Recorded data
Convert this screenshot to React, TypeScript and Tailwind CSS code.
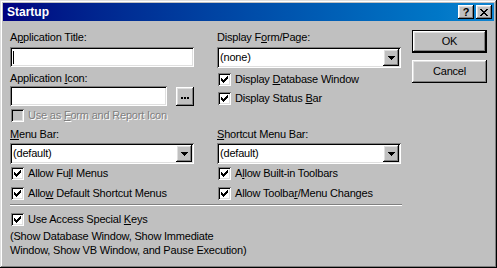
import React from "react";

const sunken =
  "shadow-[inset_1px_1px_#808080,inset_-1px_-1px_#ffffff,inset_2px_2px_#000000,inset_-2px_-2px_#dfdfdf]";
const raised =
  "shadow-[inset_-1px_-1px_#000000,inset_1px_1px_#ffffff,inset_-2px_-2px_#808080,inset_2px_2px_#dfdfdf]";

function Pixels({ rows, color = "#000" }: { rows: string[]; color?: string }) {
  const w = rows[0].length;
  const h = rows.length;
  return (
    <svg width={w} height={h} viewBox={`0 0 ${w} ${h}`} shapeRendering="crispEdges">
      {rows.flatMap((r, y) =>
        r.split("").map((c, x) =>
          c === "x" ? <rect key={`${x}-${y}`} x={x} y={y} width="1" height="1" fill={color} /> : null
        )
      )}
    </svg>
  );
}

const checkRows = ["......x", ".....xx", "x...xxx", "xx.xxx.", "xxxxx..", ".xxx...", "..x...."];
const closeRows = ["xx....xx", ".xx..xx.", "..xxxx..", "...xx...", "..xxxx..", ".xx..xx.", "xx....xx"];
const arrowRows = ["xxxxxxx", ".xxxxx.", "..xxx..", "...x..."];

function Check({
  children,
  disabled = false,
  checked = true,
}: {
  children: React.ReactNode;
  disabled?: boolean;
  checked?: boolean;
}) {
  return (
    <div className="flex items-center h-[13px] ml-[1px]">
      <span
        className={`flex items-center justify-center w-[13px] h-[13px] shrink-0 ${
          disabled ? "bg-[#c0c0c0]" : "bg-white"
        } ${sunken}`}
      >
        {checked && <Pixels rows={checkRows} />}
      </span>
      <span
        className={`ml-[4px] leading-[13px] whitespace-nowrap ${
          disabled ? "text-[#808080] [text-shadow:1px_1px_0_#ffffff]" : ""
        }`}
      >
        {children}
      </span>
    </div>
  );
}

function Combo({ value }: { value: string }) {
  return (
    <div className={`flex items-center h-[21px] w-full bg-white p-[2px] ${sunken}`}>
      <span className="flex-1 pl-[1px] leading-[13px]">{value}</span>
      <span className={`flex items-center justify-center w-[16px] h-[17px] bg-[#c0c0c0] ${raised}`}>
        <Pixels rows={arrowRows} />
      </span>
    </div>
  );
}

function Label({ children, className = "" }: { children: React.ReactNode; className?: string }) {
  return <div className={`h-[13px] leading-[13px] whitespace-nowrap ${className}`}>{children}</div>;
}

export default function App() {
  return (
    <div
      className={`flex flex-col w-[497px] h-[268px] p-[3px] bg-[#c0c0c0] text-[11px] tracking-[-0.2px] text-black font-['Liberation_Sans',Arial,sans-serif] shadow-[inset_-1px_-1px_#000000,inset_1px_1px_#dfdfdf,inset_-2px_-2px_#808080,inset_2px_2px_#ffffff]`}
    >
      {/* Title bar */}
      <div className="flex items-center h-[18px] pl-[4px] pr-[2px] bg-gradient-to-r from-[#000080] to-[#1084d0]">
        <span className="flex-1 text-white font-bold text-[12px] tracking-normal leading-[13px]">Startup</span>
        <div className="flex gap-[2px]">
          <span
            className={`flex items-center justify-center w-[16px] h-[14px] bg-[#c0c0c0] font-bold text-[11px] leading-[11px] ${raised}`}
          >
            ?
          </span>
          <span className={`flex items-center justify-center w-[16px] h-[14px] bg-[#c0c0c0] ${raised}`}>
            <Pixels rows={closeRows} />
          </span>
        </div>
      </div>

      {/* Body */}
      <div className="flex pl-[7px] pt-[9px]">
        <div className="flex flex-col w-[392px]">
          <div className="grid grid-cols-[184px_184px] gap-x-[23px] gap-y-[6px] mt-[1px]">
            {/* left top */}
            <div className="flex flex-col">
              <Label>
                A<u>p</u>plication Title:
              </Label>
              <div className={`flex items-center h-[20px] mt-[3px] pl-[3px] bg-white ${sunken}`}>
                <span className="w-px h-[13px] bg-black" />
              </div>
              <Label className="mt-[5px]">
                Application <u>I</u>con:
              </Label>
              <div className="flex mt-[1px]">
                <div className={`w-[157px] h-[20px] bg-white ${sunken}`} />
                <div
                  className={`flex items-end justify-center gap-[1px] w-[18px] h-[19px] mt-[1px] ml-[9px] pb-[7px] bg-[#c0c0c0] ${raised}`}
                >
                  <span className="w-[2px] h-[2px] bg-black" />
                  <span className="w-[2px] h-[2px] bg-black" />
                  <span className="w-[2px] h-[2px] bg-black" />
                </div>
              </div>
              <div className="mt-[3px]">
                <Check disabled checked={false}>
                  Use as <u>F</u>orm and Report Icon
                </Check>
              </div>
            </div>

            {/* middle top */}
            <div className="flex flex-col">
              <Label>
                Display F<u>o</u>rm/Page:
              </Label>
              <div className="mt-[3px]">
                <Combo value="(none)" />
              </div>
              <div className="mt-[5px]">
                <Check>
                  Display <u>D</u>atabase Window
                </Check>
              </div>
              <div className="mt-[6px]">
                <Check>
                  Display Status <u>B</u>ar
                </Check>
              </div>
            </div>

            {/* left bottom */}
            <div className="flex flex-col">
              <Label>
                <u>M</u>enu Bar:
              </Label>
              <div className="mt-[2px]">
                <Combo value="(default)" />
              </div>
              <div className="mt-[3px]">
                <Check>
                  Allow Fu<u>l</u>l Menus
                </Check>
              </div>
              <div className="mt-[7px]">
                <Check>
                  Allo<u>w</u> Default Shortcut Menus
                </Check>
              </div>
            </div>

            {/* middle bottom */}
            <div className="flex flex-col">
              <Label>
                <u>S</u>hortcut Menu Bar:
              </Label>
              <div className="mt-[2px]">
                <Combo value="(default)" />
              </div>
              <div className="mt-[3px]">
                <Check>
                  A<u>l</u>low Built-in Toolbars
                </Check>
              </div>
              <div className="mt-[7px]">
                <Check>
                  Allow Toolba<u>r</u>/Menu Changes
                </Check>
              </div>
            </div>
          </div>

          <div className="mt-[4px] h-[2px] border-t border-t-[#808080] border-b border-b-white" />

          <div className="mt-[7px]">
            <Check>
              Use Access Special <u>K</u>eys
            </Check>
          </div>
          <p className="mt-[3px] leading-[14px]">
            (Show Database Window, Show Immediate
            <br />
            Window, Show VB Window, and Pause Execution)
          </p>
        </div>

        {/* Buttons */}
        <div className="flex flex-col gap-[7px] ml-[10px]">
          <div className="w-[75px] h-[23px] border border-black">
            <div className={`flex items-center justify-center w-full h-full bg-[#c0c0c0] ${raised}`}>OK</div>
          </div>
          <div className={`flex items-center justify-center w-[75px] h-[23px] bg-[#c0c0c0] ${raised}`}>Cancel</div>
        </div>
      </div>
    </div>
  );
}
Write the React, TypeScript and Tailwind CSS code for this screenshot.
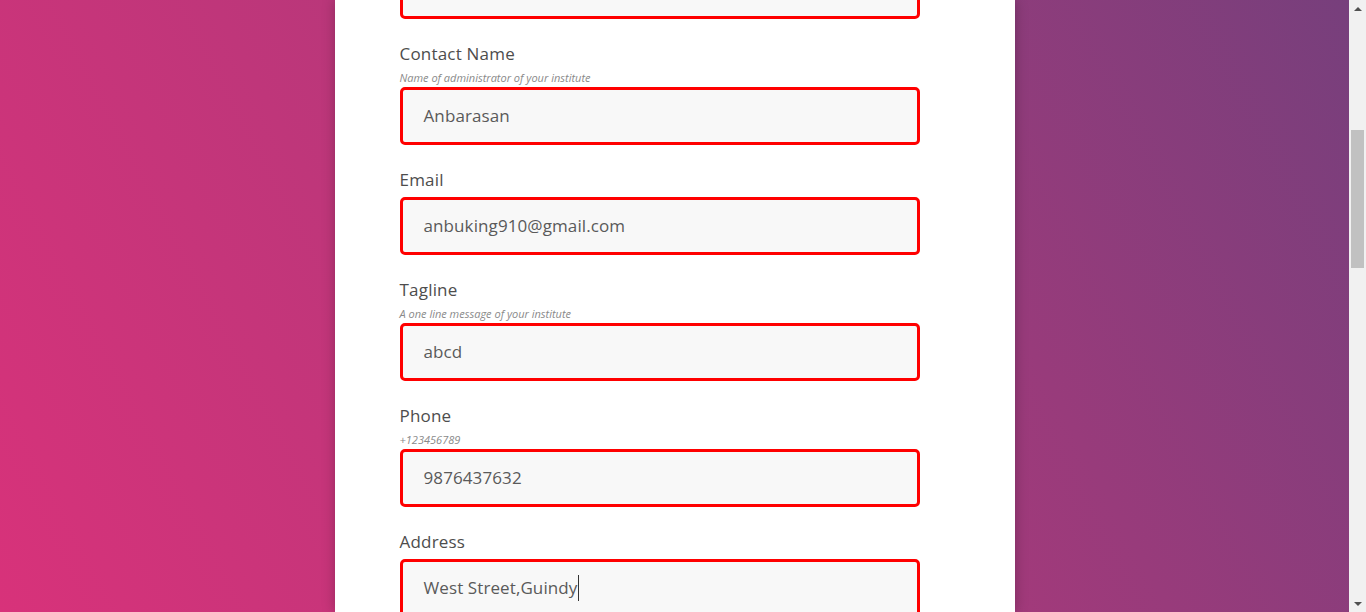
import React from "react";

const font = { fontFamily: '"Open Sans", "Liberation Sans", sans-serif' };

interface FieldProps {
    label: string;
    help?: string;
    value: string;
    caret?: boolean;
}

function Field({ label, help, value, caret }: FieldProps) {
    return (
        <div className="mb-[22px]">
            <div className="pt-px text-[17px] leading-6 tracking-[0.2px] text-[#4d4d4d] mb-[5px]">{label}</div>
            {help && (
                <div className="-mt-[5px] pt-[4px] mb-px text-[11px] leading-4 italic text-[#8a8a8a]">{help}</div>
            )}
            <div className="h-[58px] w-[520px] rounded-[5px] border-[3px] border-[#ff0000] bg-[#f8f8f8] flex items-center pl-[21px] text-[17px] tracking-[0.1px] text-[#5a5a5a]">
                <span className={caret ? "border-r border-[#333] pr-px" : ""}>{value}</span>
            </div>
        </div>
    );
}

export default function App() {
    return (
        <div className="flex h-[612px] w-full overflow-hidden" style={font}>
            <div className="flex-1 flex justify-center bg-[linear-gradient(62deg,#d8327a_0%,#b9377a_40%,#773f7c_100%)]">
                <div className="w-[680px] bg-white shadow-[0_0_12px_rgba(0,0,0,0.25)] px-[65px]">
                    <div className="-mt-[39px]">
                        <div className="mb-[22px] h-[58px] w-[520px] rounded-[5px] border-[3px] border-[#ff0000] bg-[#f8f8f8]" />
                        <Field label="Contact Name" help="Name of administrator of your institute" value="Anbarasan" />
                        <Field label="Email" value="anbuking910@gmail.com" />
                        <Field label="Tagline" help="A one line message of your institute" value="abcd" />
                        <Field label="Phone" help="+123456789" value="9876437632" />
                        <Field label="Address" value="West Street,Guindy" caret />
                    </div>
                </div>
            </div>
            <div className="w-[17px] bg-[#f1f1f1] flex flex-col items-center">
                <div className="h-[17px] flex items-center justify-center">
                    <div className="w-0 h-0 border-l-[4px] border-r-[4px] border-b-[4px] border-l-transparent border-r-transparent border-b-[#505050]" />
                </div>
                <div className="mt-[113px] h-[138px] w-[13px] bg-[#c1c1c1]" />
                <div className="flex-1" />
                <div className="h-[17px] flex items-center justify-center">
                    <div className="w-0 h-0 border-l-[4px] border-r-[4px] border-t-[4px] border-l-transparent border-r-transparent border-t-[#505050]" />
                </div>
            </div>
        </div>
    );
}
* * *
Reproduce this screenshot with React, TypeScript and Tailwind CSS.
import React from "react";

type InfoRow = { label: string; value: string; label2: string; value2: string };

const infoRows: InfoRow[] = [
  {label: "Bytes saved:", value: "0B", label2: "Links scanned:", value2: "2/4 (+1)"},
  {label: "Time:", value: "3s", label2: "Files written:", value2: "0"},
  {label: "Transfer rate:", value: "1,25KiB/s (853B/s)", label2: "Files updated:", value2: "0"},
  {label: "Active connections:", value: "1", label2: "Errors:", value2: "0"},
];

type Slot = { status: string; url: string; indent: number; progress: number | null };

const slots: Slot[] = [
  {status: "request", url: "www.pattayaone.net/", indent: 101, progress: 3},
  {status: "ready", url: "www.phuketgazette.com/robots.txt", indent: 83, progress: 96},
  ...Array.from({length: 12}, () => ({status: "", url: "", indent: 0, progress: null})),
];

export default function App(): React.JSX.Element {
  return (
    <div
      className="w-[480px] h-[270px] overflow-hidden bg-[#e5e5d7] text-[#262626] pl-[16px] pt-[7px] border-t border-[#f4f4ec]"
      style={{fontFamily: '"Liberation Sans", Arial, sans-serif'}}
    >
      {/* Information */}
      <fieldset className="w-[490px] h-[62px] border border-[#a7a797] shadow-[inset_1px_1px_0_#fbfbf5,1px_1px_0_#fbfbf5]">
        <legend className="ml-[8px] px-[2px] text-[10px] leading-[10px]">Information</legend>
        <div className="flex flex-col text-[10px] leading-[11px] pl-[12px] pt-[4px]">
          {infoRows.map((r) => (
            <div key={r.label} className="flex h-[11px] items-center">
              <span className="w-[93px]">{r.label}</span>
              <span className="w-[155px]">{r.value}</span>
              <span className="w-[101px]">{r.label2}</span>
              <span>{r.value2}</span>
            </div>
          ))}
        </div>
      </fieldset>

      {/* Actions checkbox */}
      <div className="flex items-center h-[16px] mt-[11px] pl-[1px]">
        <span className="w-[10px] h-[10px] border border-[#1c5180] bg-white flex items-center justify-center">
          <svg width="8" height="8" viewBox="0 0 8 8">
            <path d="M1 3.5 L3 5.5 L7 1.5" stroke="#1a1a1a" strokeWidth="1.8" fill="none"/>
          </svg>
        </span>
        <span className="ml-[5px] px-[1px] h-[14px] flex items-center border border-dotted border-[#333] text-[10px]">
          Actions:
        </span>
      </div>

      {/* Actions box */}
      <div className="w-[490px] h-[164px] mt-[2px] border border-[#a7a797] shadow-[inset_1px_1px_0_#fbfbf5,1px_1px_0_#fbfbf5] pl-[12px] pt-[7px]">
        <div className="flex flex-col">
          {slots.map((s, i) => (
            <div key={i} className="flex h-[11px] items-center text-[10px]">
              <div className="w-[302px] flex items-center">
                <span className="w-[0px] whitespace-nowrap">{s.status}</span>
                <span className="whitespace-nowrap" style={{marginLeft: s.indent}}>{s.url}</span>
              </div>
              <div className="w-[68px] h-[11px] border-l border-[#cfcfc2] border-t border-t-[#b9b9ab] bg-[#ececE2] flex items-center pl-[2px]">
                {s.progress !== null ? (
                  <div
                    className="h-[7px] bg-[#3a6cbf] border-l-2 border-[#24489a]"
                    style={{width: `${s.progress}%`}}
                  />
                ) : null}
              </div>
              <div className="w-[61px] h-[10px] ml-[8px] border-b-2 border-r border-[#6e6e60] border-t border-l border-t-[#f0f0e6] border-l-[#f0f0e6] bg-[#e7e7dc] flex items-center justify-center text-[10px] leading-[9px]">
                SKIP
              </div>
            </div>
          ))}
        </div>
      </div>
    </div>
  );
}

== Required task ==
Copy out every line from the data above that has "Tailwind" in it.

== Answer to this problem ==
Convert this screenshot to React, TypeScript and Tailwind CSS code.
Write the React, TypeScript and Tailwind CSS code for this screenshot.
Reproduce this screenshot with React, TypeScript and Tailwind CSS.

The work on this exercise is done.